The last assumption, our last newly discovered dot, is the most revealing. Kelly relies on a false dichotomy between pastoral and monastic. If a spiritual or devotional practice is monastic, then it is generally unsuitable for the laity. This position is squarely at odds with the history of public prayer within the Church, in both the West and the East:

The Office, in the broad sense of the word, was prayed by the Christian Church from the dawn of her existence. Paul and Silas sang psalms in the prison in full voice so that other people could hear it (Acts 16:25). The Office, in the strict sense of the word, was born when the constituents above have been integrated and the continuous psalmody has been built organically into the regular “Folk Office.” This historical process was affected by the foundation of urban monasticism: the monks moved into the cities and became catalysts of the “pastoral” liturgy, and consequently, of the Parish Office. Simultaneously, once the persecutions stopped, the parish churches were provided with priests, deacons, acolytes, lectors, psalmists, and so became able to sing the full Office day by day, and to pray it not only with the people (cum populo), but also for the people (pro populo).

—Laszlo Dobszay, The Bugnini-Liturgy and the Reform of the Reform (2003)

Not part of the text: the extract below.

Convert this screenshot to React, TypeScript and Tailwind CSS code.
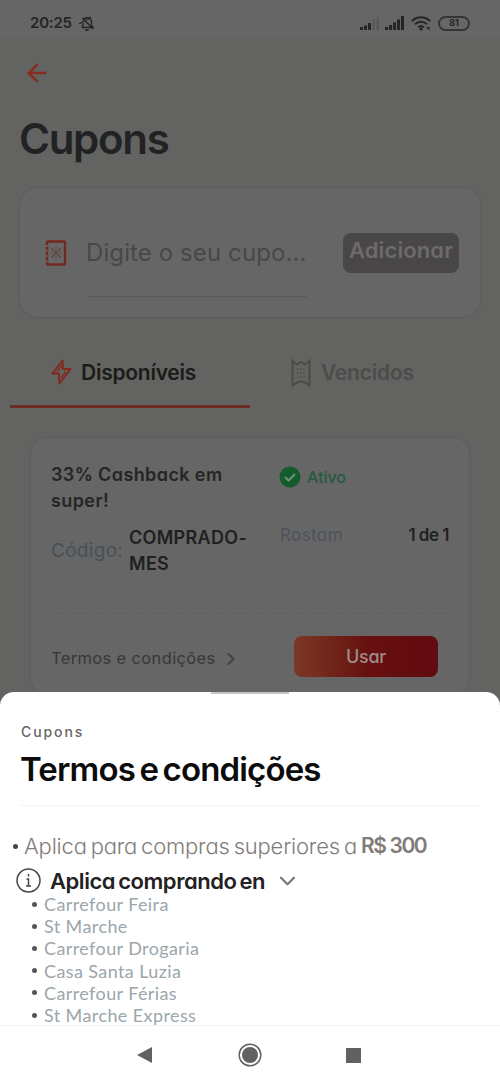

With these assumptions laid bare by our obliging Fr. Kelly, it is no longer surprising that Bible vigils did not bear more fruit — or, at the very least, last longer. The Divine Office continues to attract the laity, who do not see a conflict between monastic influence and pastoral possibilities. Rather, they are continually attracted by the opportunity for mutual enrichment and greater participation in the ancient and public prayer of the Church.